— START OF SUPPLIED RECORDS —

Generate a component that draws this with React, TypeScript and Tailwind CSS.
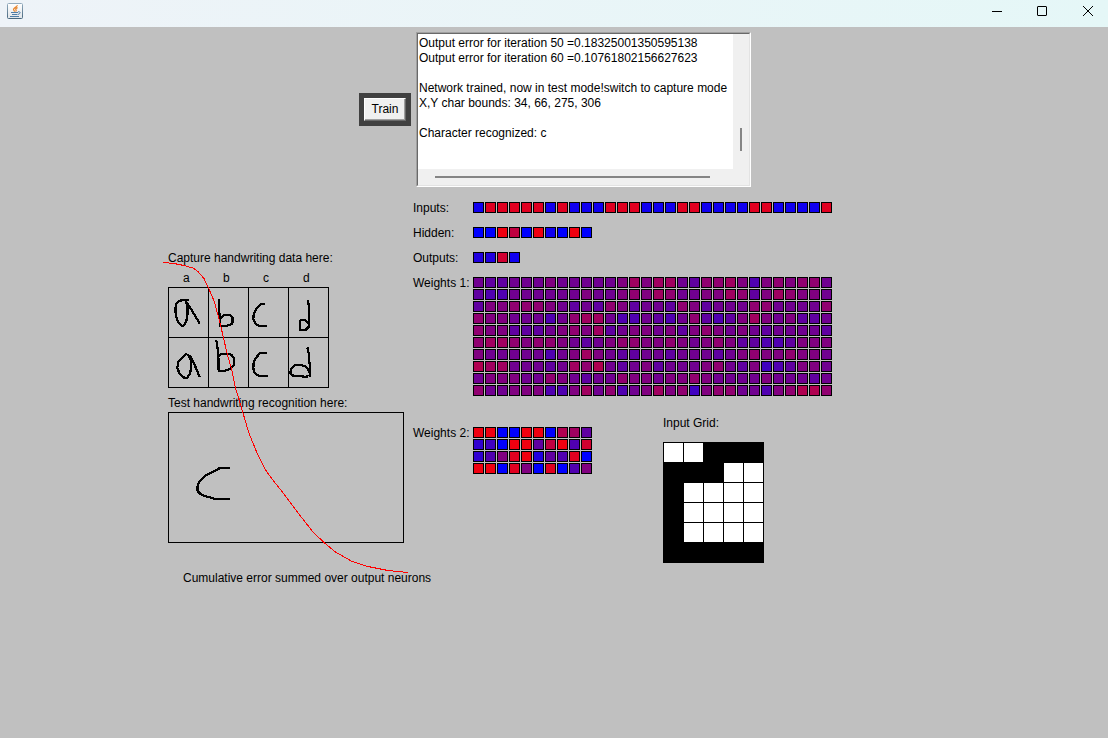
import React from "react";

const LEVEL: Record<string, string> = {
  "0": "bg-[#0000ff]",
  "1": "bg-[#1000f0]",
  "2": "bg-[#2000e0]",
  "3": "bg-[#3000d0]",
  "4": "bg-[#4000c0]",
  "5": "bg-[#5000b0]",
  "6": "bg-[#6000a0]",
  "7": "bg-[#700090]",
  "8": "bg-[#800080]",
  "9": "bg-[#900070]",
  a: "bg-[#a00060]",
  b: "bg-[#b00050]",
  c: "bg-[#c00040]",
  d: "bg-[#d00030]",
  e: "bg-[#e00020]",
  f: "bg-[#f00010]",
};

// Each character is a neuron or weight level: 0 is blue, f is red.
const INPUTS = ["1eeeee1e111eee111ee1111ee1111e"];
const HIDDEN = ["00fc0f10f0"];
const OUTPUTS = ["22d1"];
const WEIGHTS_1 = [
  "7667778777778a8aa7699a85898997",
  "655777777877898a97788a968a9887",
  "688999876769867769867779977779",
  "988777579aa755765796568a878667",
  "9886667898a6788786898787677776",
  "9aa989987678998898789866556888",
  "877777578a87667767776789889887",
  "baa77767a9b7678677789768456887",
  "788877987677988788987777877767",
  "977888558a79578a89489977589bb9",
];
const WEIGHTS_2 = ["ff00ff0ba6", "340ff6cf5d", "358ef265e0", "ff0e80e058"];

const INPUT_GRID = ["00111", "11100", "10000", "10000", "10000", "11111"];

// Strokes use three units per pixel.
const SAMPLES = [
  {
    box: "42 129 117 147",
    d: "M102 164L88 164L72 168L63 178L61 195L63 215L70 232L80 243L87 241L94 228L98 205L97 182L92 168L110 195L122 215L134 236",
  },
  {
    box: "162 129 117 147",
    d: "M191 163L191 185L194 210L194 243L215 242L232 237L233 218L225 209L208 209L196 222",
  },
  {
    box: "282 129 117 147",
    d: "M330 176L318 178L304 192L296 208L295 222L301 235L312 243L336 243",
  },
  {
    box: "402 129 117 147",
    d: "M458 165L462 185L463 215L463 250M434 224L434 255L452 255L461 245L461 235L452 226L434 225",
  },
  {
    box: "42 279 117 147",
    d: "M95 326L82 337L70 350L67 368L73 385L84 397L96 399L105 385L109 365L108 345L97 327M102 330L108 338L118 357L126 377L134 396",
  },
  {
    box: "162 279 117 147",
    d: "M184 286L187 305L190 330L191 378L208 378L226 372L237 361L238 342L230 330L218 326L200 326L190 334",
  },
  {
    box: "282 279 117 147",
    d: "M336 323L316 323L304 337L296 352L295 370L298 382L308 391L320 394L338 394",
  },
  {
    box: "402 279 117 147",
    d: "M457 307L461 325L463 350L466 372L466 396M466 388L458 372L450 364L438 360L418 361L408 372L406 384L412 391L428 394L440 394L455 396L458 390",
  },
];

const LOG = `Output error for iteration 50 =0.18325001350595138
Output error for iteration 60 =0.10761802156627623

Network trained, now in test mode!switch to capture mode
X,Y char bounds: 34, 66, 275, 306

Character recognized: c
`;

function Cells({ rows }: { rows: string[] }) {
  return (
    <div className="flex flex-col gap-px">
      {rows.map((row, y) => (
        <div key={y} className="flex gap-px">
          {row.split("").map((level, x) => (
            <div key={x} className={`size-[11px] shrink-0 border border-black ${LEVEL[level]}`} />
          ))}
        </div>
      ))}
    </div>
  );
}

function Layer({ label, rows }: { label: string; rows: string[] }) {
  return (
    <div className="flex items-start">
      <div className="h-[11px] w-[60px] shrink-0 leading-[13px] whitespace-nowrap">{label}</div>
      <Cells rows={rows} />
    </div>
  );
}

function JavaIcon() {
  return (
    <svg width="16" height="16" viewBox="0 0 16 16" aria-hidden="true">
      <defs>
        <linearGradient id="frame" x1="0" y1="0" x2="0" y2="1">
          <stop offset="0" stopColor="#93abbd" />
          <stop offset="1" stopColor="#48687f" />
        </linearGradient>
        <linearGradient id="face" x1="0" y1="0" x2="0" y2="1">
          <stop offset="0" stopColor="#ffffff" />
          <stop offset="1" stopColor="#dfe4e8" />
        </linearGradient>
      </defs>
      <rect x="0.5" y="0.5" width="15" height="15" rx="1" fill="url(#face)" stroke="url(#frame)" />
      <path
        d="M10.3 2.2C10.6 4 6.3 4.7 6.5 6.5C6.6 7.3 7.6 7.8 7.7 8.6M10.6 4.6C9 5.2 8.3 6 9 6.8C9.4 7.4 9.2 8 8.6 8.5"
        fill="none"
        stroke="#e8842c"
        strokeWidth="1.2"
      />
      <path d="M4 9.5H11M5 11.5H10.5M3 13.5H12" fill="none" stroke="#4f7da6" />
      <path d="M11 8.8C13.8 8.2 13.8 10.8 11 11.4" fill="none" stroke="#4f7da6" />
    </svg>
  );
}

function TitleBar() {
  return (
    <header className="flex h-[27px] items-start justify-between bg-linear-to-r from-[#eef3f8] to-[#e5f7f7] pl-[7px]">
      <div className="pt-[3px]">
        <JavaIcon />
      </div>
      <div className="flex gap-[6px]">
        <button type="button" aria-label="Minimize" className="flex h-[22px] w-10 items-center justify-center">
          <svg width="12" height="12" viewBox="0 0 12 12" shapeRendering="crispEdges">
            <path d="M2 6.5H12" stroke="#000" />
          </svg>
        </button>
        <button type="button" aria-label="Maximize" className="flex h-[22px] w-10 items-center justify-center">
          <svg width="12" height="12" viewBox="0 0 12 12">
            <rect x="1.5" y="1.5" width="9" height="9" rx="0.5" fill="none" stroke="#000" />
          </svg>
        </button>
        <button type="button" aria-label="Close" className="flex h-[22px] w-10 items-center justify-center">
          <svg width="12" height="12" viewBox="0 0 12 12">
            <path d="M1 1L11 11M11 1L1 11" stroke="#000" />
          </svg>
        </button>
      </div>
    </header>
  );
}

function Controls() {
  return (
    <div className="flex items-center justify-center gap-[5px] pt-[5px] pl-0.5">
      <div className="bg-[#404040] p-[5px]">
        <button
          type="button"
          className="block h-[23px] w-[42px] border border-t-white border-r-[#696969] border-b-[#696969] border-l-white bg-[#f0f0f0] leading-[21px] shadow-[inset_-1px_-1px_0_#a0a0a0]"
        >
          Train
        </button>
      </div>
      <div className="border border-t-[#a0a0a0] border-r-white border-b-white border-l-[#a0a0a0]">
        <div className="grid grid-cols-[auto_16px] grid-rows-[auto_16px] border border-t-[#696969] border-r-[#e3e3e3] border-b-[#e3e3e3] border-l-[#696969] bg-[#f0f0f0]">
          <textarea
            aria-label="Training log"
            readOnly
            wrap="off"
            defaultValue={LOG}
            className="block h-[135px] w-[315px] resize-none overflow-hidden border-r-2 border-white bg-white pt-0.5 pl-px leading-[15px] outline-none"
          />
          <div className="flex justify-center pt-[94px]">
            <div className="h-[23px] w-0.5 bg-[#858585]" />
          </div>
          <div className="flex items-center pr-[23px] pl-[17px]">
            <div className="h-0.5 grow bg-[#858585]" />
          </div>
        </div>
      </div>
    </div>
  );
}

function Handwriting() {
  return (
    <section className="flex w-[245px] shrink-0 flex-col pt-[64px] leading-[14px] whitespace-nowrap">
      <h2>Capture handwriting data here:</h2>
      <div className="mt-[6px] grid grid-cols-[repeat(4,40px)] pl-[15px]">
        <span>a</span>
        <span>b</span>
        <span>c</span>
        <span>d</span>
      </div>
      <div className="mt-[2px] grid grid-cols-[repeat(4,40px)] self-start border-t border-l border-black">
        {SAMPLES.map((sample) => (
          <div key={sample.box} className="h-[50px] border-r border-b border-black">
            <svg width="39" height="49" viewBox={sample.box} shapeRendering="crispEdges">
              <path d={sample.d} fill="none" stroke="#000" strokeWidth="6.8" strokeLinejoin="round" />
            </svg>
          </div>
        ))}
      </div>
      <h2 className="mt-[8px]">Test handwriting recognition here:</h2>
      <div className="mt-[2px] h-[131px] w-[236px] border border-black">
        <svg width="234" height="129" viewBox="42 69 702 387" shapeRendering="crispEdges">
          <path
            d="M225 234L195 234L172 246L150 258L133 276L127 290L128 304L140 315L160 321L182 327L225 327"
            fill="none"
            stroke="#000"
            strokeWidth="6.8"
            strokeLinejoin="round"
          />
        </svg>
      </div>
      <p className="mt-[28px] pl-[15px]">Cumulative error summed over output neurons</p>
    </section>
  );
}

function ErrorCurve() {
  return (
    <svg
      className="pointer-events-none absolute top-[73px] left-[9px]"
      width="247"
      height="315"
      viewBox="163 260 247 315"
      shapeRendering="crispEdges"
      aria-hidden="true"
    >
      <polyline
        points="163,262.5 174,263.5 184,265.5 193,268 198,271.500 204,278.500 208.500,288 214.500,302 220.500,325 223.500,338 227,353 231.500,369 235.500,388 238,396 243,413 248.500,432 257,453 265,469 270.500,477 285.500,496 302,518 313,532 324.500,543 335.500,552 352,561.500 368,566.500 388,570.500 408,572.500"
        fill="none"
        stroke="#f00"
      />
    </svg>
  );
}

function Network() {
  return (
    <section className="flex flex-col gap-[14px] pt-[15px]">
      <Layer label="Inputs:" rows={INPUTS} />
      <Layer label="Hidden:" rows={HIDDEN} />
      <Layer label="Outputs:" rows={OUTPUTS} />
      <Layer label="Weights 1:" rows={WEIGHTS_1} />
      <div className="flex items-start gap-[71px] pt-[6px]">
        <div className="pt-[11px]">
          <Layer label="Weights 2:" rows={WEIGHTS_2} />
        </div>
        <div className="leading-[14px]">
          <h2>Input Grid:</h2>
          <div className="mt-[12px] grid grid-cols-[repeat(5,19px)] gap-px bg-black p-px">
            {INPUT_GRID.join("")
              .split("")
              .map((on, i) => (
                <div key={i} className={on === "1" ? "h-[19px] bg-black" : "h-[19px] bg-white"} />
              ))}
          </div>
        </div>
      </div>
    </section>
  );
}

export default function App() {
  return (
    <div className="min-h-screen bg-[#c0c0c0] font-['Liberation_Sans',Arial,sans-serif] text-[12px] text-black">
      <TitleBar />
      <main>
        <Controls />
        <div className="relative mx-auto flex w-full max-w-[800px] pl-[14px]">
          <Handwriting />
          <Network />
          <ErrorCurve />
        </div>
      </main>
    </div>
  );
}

— END OF SUPPLIED RECORDS —
— START OF SUPPLIED RECORDS —

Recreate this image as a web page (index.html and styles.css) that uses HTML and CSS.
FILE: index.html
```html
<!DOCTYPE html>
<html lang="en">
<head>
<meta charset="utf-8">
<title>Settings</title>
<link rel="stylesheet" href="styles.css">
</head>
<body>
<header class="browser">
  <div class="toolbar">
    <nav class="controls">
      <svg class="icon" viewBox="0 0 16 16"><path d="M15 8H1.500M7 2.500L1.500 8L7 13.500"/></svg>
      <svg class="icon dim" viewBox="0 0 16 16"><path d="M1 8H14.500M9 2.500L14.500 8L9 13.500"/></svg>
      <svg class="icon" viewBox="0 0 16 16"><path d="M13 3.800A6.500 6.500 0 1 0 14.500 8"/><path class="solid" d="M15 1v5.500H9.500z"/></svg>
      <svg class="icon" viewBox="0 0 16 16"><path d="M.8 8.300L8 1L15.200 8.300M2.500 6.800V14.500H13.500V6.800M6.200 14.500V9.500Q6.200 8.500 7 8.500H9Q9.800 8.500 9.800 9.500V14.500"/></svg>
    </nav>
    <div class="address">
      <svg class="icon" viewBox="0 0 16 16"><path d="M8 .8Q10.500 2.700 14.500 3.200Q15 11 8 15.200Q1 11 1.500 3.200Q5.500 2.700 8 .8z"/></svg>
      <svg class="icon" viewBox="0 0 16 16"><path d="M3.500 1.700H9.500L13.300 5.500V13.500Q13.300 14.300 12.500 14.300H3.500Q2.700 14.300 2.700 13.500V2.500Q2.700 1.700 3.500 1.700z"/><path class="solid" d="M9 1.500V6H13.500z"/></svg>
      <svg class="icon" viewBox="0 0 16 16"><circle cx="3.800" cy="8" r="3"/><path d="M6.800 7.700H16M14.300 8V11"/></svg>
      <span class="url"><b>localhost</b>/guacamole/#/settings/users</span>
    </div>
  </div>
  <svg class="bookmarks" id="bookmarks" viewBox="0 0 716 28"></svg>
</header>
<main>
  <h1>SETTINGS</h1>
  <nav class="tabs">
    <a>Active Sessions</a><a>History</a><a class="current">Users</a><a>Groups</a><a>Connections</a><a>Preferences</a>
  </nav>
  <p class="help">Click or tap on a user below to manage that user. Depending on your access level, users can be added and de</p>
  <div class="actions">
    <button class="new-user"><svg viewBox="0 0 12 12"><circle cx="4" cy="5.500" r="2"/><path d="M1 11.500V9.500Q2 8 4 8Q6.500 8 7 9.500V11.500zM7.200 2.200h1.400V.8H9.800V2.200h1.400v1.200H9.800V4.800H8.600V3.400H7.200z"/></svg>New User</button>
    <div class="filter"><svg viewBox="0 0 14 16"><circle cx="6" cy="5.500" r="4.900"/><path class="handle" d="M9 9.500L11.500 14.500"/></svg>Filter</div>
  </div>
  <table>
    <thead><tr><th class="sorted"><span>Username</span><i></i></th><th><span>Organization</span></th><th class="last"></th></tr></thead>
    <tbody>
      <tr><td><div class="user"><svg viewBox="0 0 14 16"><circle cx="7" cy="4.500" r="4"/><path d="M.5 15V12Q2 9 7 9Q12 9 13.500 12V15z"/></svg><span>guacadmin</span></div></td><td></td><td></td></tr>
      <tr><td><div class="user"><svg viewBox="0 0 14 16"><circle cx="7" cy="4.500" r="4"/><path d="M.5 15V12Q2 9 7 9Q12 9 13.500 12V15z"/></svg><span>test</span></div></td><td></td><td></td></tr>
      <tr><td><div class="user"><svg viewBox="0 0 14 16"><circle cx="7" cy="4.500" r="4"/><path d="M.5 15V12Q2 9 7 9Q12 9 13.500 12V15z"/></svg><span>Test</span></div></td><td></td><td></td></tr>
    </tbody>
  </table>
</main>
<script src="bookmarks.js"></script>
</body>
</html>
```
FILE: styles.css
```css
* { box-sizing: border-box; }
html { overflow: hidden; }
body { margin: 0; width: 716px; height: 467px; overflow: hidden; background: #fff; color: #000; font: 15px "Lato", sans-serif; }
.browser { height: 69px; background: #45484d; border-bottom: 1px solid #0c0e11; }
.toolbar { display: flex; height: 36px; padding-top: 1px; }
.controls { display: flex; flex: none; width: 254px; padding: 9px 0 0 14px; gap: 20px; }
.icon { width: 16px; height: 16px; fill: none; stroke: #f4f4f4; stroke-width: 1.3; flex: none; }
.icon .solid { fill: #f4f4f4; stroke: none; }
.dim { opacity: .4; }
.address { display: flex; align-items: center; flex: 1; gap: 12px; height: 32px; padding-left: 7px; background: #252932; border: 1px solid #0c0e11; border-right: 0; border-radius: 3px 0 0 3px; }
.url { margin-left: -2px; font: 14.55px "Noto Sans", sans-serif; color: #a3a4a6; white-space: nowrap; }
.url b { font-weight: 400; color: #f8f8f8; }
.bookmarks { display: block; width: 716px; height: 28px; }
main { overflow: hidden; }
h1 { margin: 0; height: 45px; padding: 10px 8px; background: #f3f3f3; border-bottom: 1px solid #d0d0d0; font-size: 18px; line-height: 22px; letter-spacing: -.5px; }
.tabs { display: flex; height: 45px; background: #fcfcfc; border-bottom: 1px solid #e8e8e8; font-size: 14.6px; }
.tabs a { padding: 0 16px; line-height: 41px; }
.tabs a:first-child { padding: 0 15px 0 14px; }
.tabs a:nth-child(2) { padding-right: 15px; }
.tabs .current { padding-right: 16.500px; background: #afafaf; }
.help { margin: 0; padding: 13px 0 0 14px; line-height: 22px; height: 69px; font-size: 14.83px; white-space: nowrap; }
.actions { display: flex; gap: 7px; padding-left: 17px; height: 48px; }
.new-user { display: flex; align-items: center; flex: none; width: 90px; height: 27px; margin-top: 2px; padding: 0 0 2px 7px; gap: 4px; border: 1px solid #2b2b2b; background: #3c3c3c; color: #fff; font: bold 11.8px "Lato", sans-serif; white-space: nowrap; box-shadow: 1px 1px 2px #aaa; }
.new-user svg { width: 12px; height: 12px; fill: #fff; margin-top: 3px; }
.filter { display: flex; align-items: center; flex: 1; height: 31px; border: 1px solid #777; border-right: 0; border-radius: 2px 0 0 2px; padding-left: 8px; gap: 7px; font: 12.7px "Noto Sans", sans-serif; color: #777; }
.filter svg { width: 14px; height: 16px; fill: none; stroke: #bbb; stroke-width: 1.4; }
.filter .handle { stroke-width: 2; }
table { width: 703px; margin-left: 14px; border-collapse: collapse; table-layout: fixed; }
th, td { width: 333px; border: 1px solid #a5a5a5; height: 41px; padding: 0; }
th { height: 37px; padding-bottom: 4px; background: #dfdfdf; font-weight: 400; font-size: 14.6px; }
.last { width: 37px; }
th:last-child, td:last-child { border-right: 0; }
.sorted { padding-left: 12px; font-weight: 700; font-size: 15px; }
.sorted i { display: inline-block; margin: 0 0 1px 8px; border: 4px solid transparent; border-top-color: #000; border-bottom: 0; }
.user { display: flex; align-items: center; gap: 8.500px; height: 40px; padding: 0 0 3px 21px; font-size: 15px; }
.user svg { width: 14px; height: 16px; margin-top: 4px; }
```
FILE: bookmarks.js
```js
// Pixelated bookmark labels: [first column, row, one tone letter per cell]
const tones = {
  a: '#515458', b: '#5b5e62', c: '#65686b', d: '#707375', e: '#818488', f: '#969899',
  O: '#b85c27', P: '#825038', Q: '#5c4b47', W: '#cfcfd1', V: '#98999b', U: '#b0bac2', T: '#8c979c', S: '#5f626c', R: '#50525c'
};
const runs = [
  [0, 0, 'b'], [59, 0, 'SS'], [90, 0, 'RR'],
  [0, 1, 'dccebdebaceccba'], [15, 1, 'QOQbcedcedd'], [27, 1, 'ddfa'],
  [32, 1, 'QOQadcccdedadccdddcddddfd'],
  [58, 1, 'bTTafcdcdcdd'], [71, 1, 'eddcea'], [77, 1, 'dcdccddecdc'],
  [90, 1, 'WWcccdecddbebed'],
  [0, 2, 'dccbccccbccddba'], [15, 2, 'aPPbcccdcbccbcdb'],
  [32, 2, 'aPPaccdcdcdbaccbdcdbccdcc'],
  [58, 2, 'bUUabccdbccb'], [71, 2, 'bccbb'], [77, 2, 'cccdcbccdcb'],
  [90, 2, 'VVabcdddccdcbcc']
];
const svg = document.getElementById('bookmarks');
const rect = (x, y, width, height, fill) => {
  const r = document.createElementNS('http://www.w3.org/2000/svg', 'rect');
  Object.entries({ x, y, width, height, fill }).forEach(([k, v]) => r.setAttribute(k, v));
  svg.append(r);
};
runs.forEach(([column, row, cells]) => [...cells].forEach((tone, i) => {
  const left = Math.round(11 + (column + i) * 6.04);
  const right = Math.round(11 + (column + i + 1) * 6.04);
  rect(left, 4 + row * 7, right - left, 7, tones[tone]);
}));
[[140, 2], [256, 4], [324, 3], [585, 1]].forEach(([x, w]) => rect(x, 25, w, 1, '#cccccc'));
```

— END OF SUPPLIED RECORDS —

WRITTEN EXERCISE ▸ From the line that has "Generate a component" through the line that has "import React from", reproduce each line exactly as it stands and nothing else; do not include any pictures.

WORKED SOLUTION ▸
Generate a component that draws this with React, TypeScript and Tailwind CSS.
import React from "react";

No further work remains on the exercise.